Dès lors le montant de la subvention ne peut être déduit de la créance de la Sacem, qu'il convent d'admettre pour la somme de 5.699 € à titre privilégié, au titre des redevances de droits d'auteur, l'ordonnance entreprise étant infirmée de ce chef.

La décision entreprise, qui n'est pas critiquée en ce qu'elle a admis la créance de la Sacem pour la somme de 580,93 € sera confirmée sur ce point, sauf à y ajouter, qu'elle sera admise à titre chirographaire.

Il paraît inéquitable de laisser à la charge de la Sacem ses frais irrépétibles non compris dans les dépens ; à ce titre il convient de lui allouer une indemnité de 1 000 € sur le fondement de l'article 700 du code de procédure civile.

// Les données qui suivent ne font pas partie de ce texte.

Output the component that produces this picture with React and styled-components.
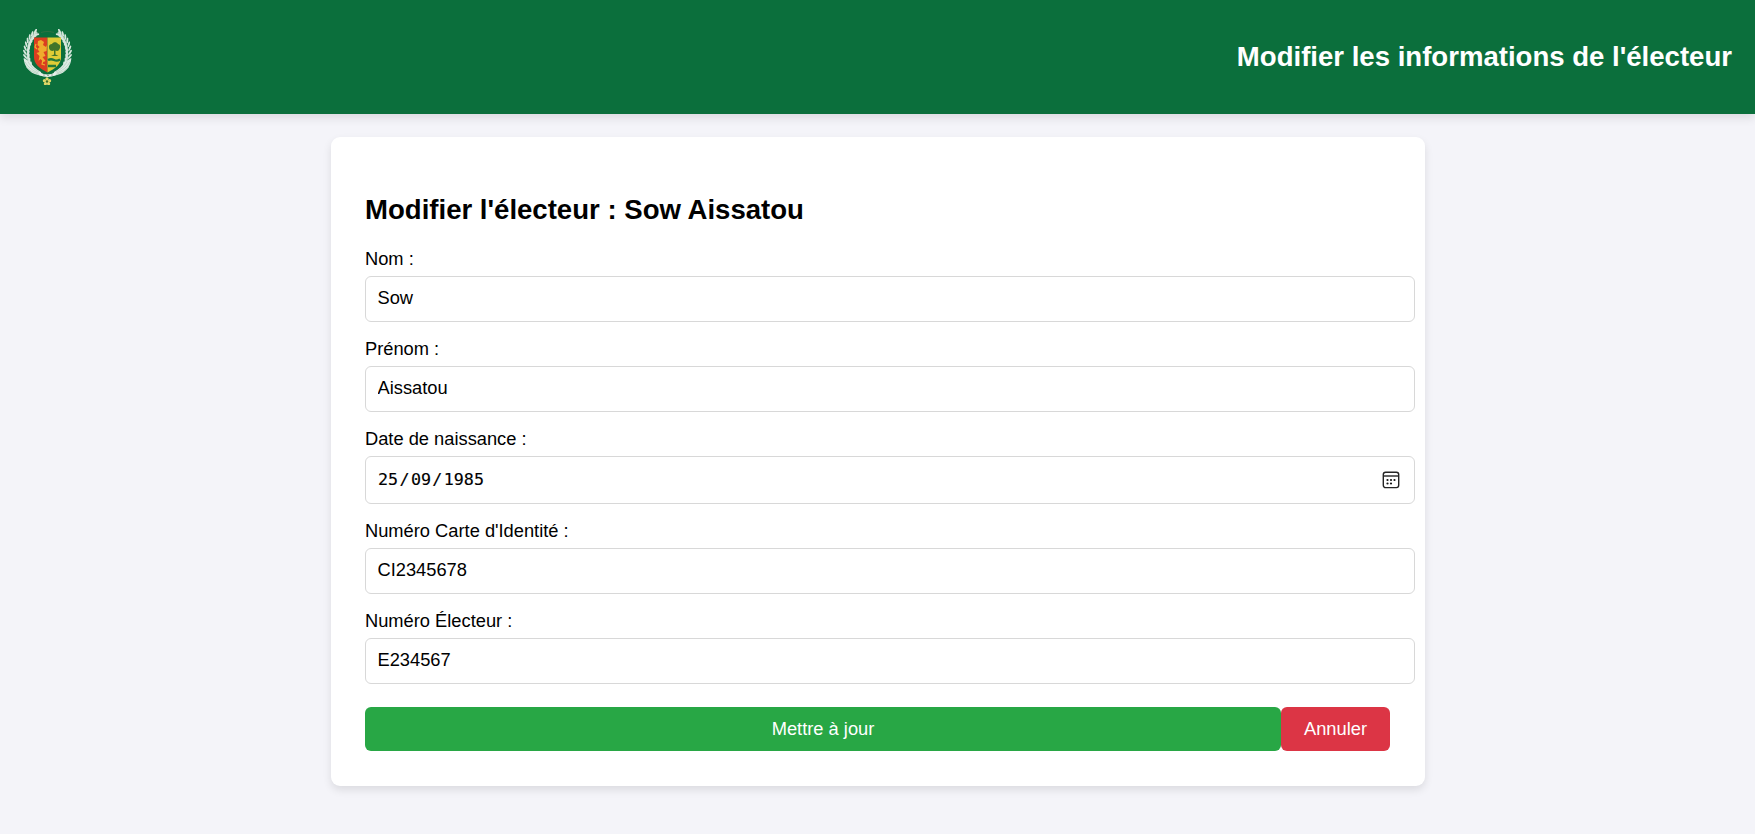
import React from 'react';
import styled, { createGlobalStyle } from 'styled-components';

const GlobalStyle = createGlobalStyle`
  * { box-sizing: border-box; }
  body {
    margin: 0;
    min-height: 100vh;
    background: #f4f4f9;
    color: #000;
    font-family: "Liberation Sans", Arial, sans-serif;
    font-size: 18.3px;
    overflow: hidden;
  }
`;

const Header = styled.header`
  display: flex;
  align-items: center;
  justify-content: space-between;
  height: 114px;
  padding: 0 23px;
  background: #0b6f3c;
  color: #fff;
  box-shadow: 0 4px 9px rgba(0, 0, 0, 0.1);
`;

const Logo = styled.svg`
  display: block;
  width: 49px;
  height: 56px;
`;

const HeaderTitle = styled.h1`
  margin: 0;
  font-size: 27.57px;
  line-height: 32px;
`;

const Card = styled.main`
  width: 1094px;
  height: 649px;
  margin: 23px 0 0 331px;
  padding: 57px 35px 34px 34px;
  background: #fff;
  border-radius: 9px;
  box-shadow: 0 4px 9px rgba(0, 0, 0, 0.1);
`;

const CardTitle = styled.h2`
  margin: 0 0 23px;
  font-size: 27.57px;
  line-height: 32px;
`;

const Form = styled.form`
  display: flex;
  flex-direction: column;
`;

const Field = styled.div`
  display: flex;
  flex-direction: column;
  width: 1050px;
  margin-bottom: 17px;
`;

const Label = styled.label`
  height: 21px;
  margin-bottom: 6px;
  line-height: 20px;
`;

const Input = styled.input`
  height: 46px;
  padding: 0 11.5px 2px;
  border: 1px solid #d8d8d8;
  border-radius: 6px;
  background: #fff;
  color: #000;
  font: inherit;
  outline: none;
`;

const DateBox = styled.div`
  display: flex;
  align-items: center;
  justify-content: space-between;
  height: 48px;
  padding: 0 14px 0 12px;
  border: 1px solid #d8d8d8;
  border-radius: 6px;
  background: #fff;
`;

const DateValue = styled.div`
  display: flex;
  padding-bottom: 2px;
  font-family: "DejaVu Sans Mono", monospace;
  font-size: 16.7px;
  -webkit-text-stroke: 0.15px #000;
`;

const Slash = styled.span`
  width: 12.8px;
  text-align: center;
`;

const Actions = styled.div`
  display: flex;
  margin-top: 6px;
`;

const Button = styled.button`
  flex: ${({ $grow }) => ($grow ? '1' : '0 0 109px')};
  height: 44px;
  padding: 0;
  border: 0;
  border-radius: 6px;
  background: ${({ $color }) => $color};
  color: #fff;
  font: inherit;
`;

const LEAVES = [
  [5, 35, -25], [3.5, 31, -20], [2.800, 27, -14], [2.600, 23, -8], [3, 19, 0],
  [4, 15, 8], [5.500, 11.500, 18], [7.500, 8, 28], [10, 5, 38], [13, 2.800, 52],
];

const Branch = () => (
  <g>
    <path d="M11 43C5 36 4 29 5 21C6 13 9 7 14 3" fill="none" stroke="#bcd5c5" strokeWidth="2.200" />
    {LEAVES.map(([x, y, angle]) => (
      <g key={y} transform={`translate(${x} ${y}) rotate(${angle})`} fill="#d7e7dd">
        <ellipse cx="-.8" rx="1" ry="3" transform="rotate(-24)" />
        <ellipse cx="2.800" rx="1.100" ry="2.800" transform="rotate(26)" />
      </g>
    ))}
    <path d="M.7 29C1 37 6 44 15 46L19 47L18 43C13 40 9 37 7 32L5 33L4 30L3 32Z" fill="#dfebe4" />
    <path d="M2 33Q6 40 15 44M5 33Q8 39 16 43M3 38Q8 43 16 45.500" fill="none" stroke="#a9c9b5" strokeWidth=".6" />
  </g>
);

const CoatOfArms = () => (
  <Logo viewBox="0 0 49 56" aria-label="Armoiries du Sénégal">
    <path d="M18 3.500Q24.500 1.500 31 3.500" fill="none" stroke="#2c7142" strokeWidth="1.100" />
    <Branch />
    <g transform="translate(49 0) scale(-1 1)"><Branch /></g>
    <path d="M11 8.500H24.500V43.500C16 39 11 35 11 28Z" fill="#db3d20" />
    <path d="M24.500 8.500H38V28C38 35 33 39 24.500 43.500Z" fill="#dfcc36" />
    <path d="M15 12l3-1 3 2-1 3 3 2 1-2-.5 6-3 1 2 4-3 1 3 4-2 1-3-3-2 2 1-5-3-3 3-1-2-3 2-2-2-2z" fill="#efab2d" />
    <path d="M13 15l-1 3 2 2M20 31l-1 4 3 1" fill="none" stroke="#efab2d" strokeWidth="1.200" />
    <path d="M26 19c-.5-3 1-4 3-4 1-2.500 5-2.500 6 0 2 0 3 3 1.500 5-.5 2-2.500 2.500-4 1.500v4l3 1.500H28l3-1.500v-4c-2 1-4.500 0-5-2.500z" fill="#42752a" />
    <path d="M25 31q3-1.500 6 0t6-.5M25 37h8" fill="none" stroke="#24783a" strokeWidth="2.300" />
    <path d="M17 43.500Q24.500 47.500 32 43.500L33 46Q24.500 50 16 46Z" fill="#e8f0eb" />
    <path d="M20 46h2m2 .5h2m2-.5h2" stroke="#79917f" strokeWidth=".7" />
    <g transform="translate(24 52.500)">
      <g fill="#dfd768">
        <circle cx="0" cy="-2.700" r="1.600" /><circle cx="2.600" cy="-.8" r="1.600" />
        <circle cx="1.600" cy="2.200" r="1.600" /><circle cx="-1.600" cy="2.200" r="1.600" />
        <circle cx="-2.600" cy="-.8" r="1.600" /><circle r="2.200" />
      </g>
      <circle r="1.200" fill="#3a6f29" />
    </g>
  </Logo>
);

const CalendarIcon = () => (
  <svg width="18" height="18" viewBox="0 0 18 18" aria-hidden="true">
    <rect x="1.300" y="1.200" width="15.400" height="15.400" rx="2.300" fill="none" stroke="#252525" strokeWidth="1.400" />
    <path d="M1.500 5H16.500" stroke="#252525" strokeWidth="1.400" />
    <g fill="#151515">
      <circle cx="5.500" cy="9" r="1.100" /><circle cx="9" cy="9" r="1.100" /><circle cx="12.500" cy="9" r="1.100" />
      <circle cx="5.500" cy="12.500" r="1.100" /><circle cx="9" cy="12.500" r="1.100" />
    </g>
  </svg>
);

const TextField = ({ id, label, value }) => (
  <Field>
    <Label htmlFor={id}>{label}</Label>
    <Input id={id} defaultValue={value} />
  </Field>
);

export default function App() {
  return (
    <>
      <GlobalStyle />
      <Header>
        <CoatOfArms />
        <HeaderTitle>Modifier les informations de l'électeur</HeaderTitle>
      </Header>
      <Card>
        <CardTitle>Modifier l'électeur : Sow Aissatou</CardTitle>
        <Form onSubmit={(event) => event.preventDefault()}>
          <TextField id="nom" label="Nom :" value="Sow" />
          <TextField id="prenom" label="Prénom :" value="Aissatou" />
          <Field>
            <Label>Date de naissance :</Label>
            <DateBox>
              <DateValue>
                <span>25</span><Slash>/</Slash><span>09</span><Slash>/</Slash><span>1985</span>
              </DateValue>
              <CalendarIcon />
            </DateBox>
          </Field>
          <TextField id="carte" label="Numéro Carte d'Identité :" value="CI2345678" />
          <TextField id="numero" label="Numéro Électeur :" value="E234567" />
          <Actions>
            <Button $grow $color="#28a745" type="submit">Mettre à jour</Button>
            <Button $color="#dc3545" type="button">Annuler</Button>
          </Actions>
        </Form>
      </Card>
    </>
  );
}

La créance de dépens et d'indemnité sur le fondement de l'article 700 du code de procedure civile trouve son origine dans la décision qui statue sur ces dépens et frais ; elle entre dans les prévisions de l'article L.622-17 du code de commerce lorsque cette decision est postérieure au jugement d'ouverture ; il en résulte d'une part que l'indemnité de procédure n'a pas lieu d'être fixée au passif mais doit donner lieu à condamnation, et d'autre part que l'indemnité de procédure et les dépens tant de première instance que d'appel, auxquels l'Association est condamnée, seront employés en frais privilégiés de procédure collective.

PAR CES MOTIFS

LA COUR

Statuant par arrêt par défaut,

Infirme la décision entreprise sauf en ce qu'elle a admis la créance de la Sacem pour la somme de 580,93 € ;

Statuant à nouveau des chefs infirmés et y ajoutant,

Dit que la créance de la Sacem d'un montant de 580,93 € sera admise à titre chirographaire;

Ordonne l'admission de la créance de la Sacem pour la somme de 5.699 € à titre privilégié,

Condamne l'Association Jazz Arts et Musiques au paiement à la Sacem, de la somme de 1.000 € sur le fondement de l'article 700 du code de procédure civile, ainsi qu'aux entiers dépens de première instance et d'appel ; dit que les sommes correspondantes seront employées en frais privilégiés de procédure collective.